The personal beliefs of current political decision makers seem to affect the outcome. “The microphone will not melt if you say a prayer,” former Mayor Giuliani, snarked as he weighed in on his successor’s clergy ban at the National Press Club in Washington on September 7.

Interestingly, at the New York commemoration itself, President Obama stepped in to play a high priestly role. He proclaimed that weekend, Friday the 9th through Sunday the 11th, to be National Days of Prayer and Remembrance. When he took the podium he read Psalm 46:1-10, which begins “God is our refuge and strength, a very present help in trouble.”

So if Mayor Bloomberg designed the memorial along secularist lines, the President was aware that not all of America saw it that way. By uttering carefully shaded religious language, Obama inserted religion at the memorial, despite Bloomberg’s no-clergy policy.

What is to be made of this controversy? Is it a political, social, or religious phenomenon? If nothing else, the passionate reactions show that Americans are not neutral, but that they hold strong and differing opinions.

Even though the coverage has dissipated, at least until next September, the function of religion in our national identity remains a source of constant debate. 

“I’m sure Europeans and Australians think Americans are crazy when it comes to religion, and they are,” Father Kevin Madigan of St. Peter’s Church in New York told a reporter from Daily Telegraph in Sydney, Australia.

“If Bloomberg were to invite one priest, he’d have to invite ten to reflect various Christian denominations that flourish in the U.S,” Paul Toohey of the Telegraph reported on September 10. “And that would mean he’d also have to invite a rabbi or two. For balance, he’d then have to invite a few imams. And there was no way in hell that was ever going to happen.”

“It seemed easier just to get God out of the picture altogether,” Toohey wrote. “But this is America. God is never out of the picture.”

Americans may get a little bit crazy when it comes to religion and interpret attempts to keep religion out of public life as offensive. Even decisions framed purposely to avoid controversy are often seen as an offense against freedom, or even a betrayal of the country’s traditions, or as one political party stabbing another party’s values in the back.

Open expression of religious belief by government officials, religious conservatives often insist, has a positive, productive function, especially in times of national crisis.

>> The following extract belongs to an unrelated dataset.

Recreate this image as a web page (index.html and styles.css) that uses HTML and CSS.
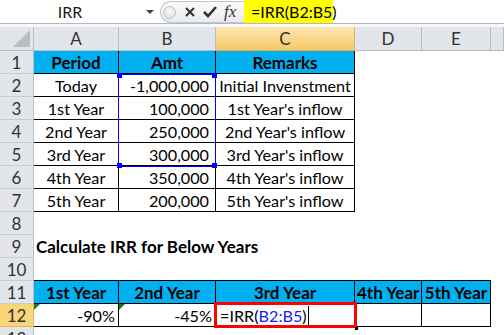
FILE: index.html
```html
<!DOCTYPE html>
<html lang="en">
<head>
    <meta charset="UTF-8">
    <title>IRR - Sheet1</title>
    <link rel="stylesheet" href="styles.css">
</head>
<body>
    <div class="formula-bar">
        <div class="name-box">
            <span class="name-text">IRR</span>
            <span class="drop"></span>
        </div>
        <div class="fx-buttons">
            <span class="grip"></span>
            <svg class="btn cancel" width="14" height="14" viewBox="0 0 14 14">
                <path d="M3 3 L11 11 M11 3 L3 11" stroke="#333" stroke-width="2" fill="none"/>
            </svg>
            <svg class="btn enter" width="16" height="14" viewBox="0 0 16 14">
                <path d="M2 7 L6 11 L14 2" stroke="#333" stroke-width="2.6" fill="none"/>
            </svg>
            <span class="fx">fx</span>
        </div>
        <div class="formula">=IRR(B2:B5)</div>
        <div class="formula-rest"></div>
    </div>
    <div class="bar-gap"></div>

    <div class="sheet">
        <!-- column headers -->
        <div class="corner"><span class="corner-tri"></span></div>
        <div class="ch">A</div>
        <div class="ch">B</div>
        <div class="ch sel">C</div>
        <div class="ch">D</div>
        <div class="ch">E</div>
        <div class="ch"></div>

        <!-- 1 -->
        <div class="rh">1</div>
        <div class="cell b hd">Period</div>
        <div class="cell b hd">Amt</div>
        <div class="cell b hd">Remarks</div>
        <div class="cell"></div><div class="cell"></div><div class="cell"></div>

        <!-- 2 -->
        <div class="rh">2</div>
        <div class="cell b ctr">Today</div>
        <div class="cell b num">-1,000,000</div>
        <div class="cell b ctr">Initial Invenstment</div>
        <div class="cell"></div><div class="cell"></div><div class="cell"></div>

        <!-- 3 -->
        <div class="rh">3</div>
        <div class="cell b ctr">1st Year</div>
        <div class="cell b num">100,000</div>
        <div class="cell b ctr">1st Year's inflow</div>
        <div class="cell"></div><div class="cell"></div><div class="cell"></div>

        <!-- 4 -->
        <div class="rh">4</div>
        <div class="cell b ctr">2nd Year</div>
        <div class="cell b num">250,000</div>
        <div class="cell b ctr">2nd Year's inflow</div>
        <div class="cell"></div><div class="cell"></div><div class="cell"></div>

        <!-- 5 -->
        <div class="rh">5</div>
        <div class="cell b ctr">3rd Year</div>
        <div class="cell b num">300,000</div>
        <div class="cell b ctr">3rd Year's inflow</div>
        <div class="cell"></div><div class="cell"></div><div class="cell"></div>

        <!-- 6 -->
        <div class="rh">6</div>
        <div class="cell b ctr">4th Year</div>
        <div class="cell b num">350,000</div>
        <div class="cell b ctr">4th Year's inflow</div>
        <div class="cell"></div><div class="cell"></div><div class="cell"></div>

        <!-- 7 -->
        <div class="rh">7</div>
        <div class="cell b ctr">5th Year</div>
        <div class="cell b num">200,000</div>
        <div class="cell b ctr">5th Year's inflow</div>
        <div class="cell"></div><div class="cell"></div><div class="cell"></div>

        <!-- 8 -->
        <div class="rh">8</div>
        <div class="cell"></div><div class="cell"></div><div class="cell"></div>
        <div class="cell"></div><div class="cell"></div><div class="cell"></div>

        <!-- 9 -->
        <div class="rh">9</div>
        <div class="cell title">Calculate IRR for Below Years</div>
        <div class="cell"></div><div class="cell"></div>
        <div class="cell"></div><div class="cell"></div><div class="cell"></div>

        <!-- 10 -->
        <div class="rh">10</div>
        <div class="cell bb"></div><div class="cell bb"></div><div class="cell bb"></div>
        <div class="cell bb"></div><div class="cell bb"></div><div class="cell"></div>

        <!-- 11 -->
        <div class="rh">11</div>
        <div class="cell b hd">1st Year</div>
        <div class="cell b hd">2nd Year</div>
        <div class="cell b hd">3rd Year</div>
        <div class="cell b hd">4th Year</div>
        <div class="cell b hd">5th Year</div>
        <div class="cell"></div>

        <!-- 12 -->
        <div class="rh sel">12</div>
        <div class="cell b pct"><span class="flag"></span>-90%</div>
        <div class="cell b pct"><span class="flag"></span>-45%</div>
        <div class="cell b edit">=IRR(<span class="ref">B2:B5</span>)<span class="caret"></span></div>
        <div class="cell b"></div>
        <div class="cell b"></div>
        <div class="cell"></div>

        <!-- 13 -->
        <div class="rh">13</div>
        <div class="cell"></div><div class="cell"></div><div class="cell"></div>
        <div class="cell"></div><div class="cell"></div><div class="cell"></div>

        <!-- range highlight for B2:B5 and active cell -->
        <div class="range">
            <span class="knob tl"></span><span class="knob tr"></span>
            <span class="knob bl"></span><span class="knob br"></span>
        </div>
        <div class="active"></div>
    </div>
</body>
</html>
```

FILE: styles.css
```css
* {
    box-sizing: border-box;
}

body {
    margin: 0;
    background: #fff;
    font-family: Lato, 'Liberation Sans', sans-serif;
    font-size: 16.2px;
    color: #000;
    overflow: hidden;
}

/* ---- formula bar ---- */
.formula-bar {
    display: flex;
    height: 24px;
    border-bottom: 1px solid #b4b9c0;
}

.name-box {
    width: 160px;
    display: flex;
    align-items: center;
}

.name-text {
    width: 140px;
    text-align: center;
    font-size: 16px;
    color: #1a1a1a;
}

.drop {
    margin-left: 6px;
    width: 0;
    height: 0;
    border-left: 4px solid transparent;
    border-right: 4px solid transparent;
    border-top: 4px solid #444;
}

.fx-buttons {
    width: 84px;
    display: flex;
    align-items: center;
    background: linear-gradient(#fbfbfb, #e9ebee);
    border: 1px solid #c2c6cc;
    border-right: none;
    border-radius: 12px 0 0 12px;
    margin-top: 1px;
    height: 22px;
}

.grip {
    width: 13px;
    height: 13px;
    margin-left: 2px;
    border-radius: 50%;
    background: radial-gradient(circle at 50% 40%, #fafafa, #d4d6d9);
    border: 1px solid #c0c3c7;
}

.btn {
    display: block;
}

.cancel {
    margin-left: 7px;
}

.enter {
    margin-left: 5px;
}

.fx {
    font-family: 'Liberation Serif', serif;
    font-style: italic;
    font-size: 17px;
    color: #333;
    margin-left: 6px;
}

.formula {
    width: 89px;
    background: #ffff00;
    padding-left: 7px;
    font-size: 16px;
    line-height: 23px;
}

.formula-rest {
    flex: 1;
}

.bar-gap {
    height: 3px;
    background: #f6f7f8;
}

/* ---- grid ---- */
.sheet {
    position: relative;
    display: grid;
    grid-template-columns: 34px 85px 97px 139px 67px 69px 1fr;
    grid-template-rows: 24px repeat(13, 23px);
}

.corner,
.ch,
.rh {
    background: #e2e5ea;
    color: #333;
    border-right: 1px solid #b9bec5;
    border-bottom: 1px solid #b9bec5;
    display: flex;
    align-items: center;
    justify-content: center;
    font-size: 17px;
}

.rh {
    border-bottom-color: #c9cdd2;
}

.corner {
    position: relative;
}

.corner-tri {
    position: absolute;
    right: 3px;
    bottom: 3px;
    width: 17px;
    height: 17px;
    background: #b9bdc2;
    clip-path: polygon(100% 0, 100% 100%, 0 100%);
}

.ch.sel {
    background: linear-gradient(#fde6b2, #f6c863);
    border-bottom-color: #e2a743;
    border-right-color: #e2b35e;
}

.rh.sel {
    background: #f9d779;
    border-bottom-color: #e3b55a;
    border-right-color: #e3b55a;
}

.cell {
    position: relative;
    white-space: nowrap;
    line-height: 23px;
    padding: 0 2px;
}

.b {
    border-right: 1px solid #000;
    border-bottom: 1px solid #000;
}

.bb {
    border-bottom: 1px solid #000;
}

.hd {
    background: #00b0f0;
    font-weight: bold;
    font-size: 17px;
    text-align: center;
}

.ctr {
    text-align: center;
}

.num {
    text-align: right;
    padding-right: 6px;
}

.pct {
    text-align: right;
    padding-right: 3px;
}

.title {
    font-weight: bold;
    font-size: 17px;
    overflow: visible;
}

.flag {
    position: absolute;
    left: 0;
    top: 0;
    width: 6px;
    height: 6px;
    background: #1f7a1f;
    clip-path: polygon(0 0, 100% 0, 0 100%);
}

.edit {
    padding-left: 4px;
}

.ref {
    color: #1a1aff;
}

.caret {
    display: inline-block;
    vertical-align: top;
    margin-top: 2px;
    margin-left: 1px;
    width: 1px;
    height: 19px;
    background: #000;
}

/* ---- overlays ---- */
.range {
    position: absolute;
    left: 118px;
    top: 47px;
    width: 98px;
    height: 93px;
    border: 1px solid #0000ff;
}

.knob {
    position: absolute;
    width: 5px;
    height: 5px;
    background: #0000ff;
}

.tl { left: -2px; top: -2px; }
.tr { right: -2px; top: -2px; }
.bl { left: -2px; bottom: -2px; }
.br { right: -2px; bottom: -2px; }

.active {
    position: absolute;
    left: 214px;
    top: 275px;
    width: 143px;
    height: 26px;
    border: 3px solid #ff0000;
}

.active::after {
    content: '';
    position: absolute;
    right: -4px;
    bottom: -5px;
    width: 3px;
    height: 3px;
    background: #000;
}
```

“When America and the allies invaded Europe on D-Day in 1944, President Roosevelt led the nation in prayer on a national radio broadcast for 10 minutes asking for blessing for our troops. So this is not a partisan issue, and it’s not just a current fad,” said Ken Klukowski, director of the Center for Religious Liberty at the Family Research Council, to CBN news September 7.

And yet as stories like this one remind us, religion has just as much potential to divide Americans. And, on specific questions, whether religion unites or divides is still often a matter of perceptions rooted in important local realities. What seems obvious in New York, seems outrageous in Nashville. And vice versa.

There’s little evidence to suggest that this will change soon.